Guy Mettan (Bild zvg)

von Guy Mettan,* Mitglied des Initiativkomitees, Genf

(3. Mai 2021) Am 25. Februar 2020 wurde im Bundesblatt der Text der Eidgenössischen Volksinitiative «Mikrosteuer auf dem bargeldlosen Zahlungsverkehr» veröffentlicht und damit der Weg für die Unterschriftensammlung geebnet.

Die Idee basiert auf einer einfachen Prämisse: In einer Welt, in der die Wirtschaft zunehmend dematerialisiert wird und Arbeitsplätze durch Roboter konkurrenziert werden und immer weniger an die physische Wirtschaft gebunden sind, wird das aus dem Industriezeitalter übernommene Prinzip der Besteuerung der Arbeit und der Individuen obsolet.
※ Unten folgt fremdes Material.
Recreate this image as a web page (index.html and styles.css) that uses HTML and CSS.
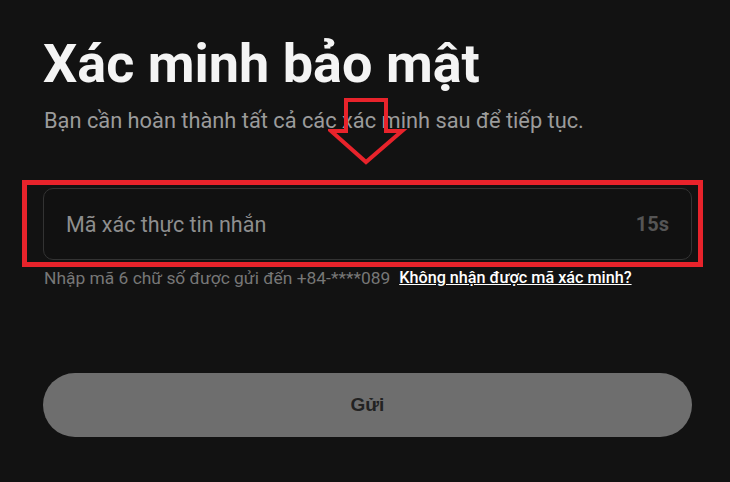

Das Ausmass der elektronischen Transaktionen ist schwindelerregend geworden und steht in keinem Verhältnis zu den Bedürfnissen der Produktion von Waren und Dienstleistungen. Im Jahr 2017 erreichten die globalen Schulden bei einem Welt-BSP [Bruttosozialprodukt] von etwa 81 000 Milliarden Dollar 233 000 Milliarden (das 3-fache des BSP) und die Derivate 750 000 Milliarden (fast das 10-fache des Welt-BSP)! Die Beträge und die Anzahl dieser Transaktionen, die durch den Hochfrequenzhandel und andere technologische Hilfsmittel erleichtert werden, sind weitgehend undurchsichtig. Auch die Anzahl der Derivatgeschäfte bleibt ein grosses Geheimnis! Seit 2013 schweigt die Schweizerische Nationalbank (SNB). Damals schwankte die Zahl der Interbanktransaktionen zwischen 1,6 und 2 Millionen pro Tag bei täglichen Beträgen von rund 500 Milliarden.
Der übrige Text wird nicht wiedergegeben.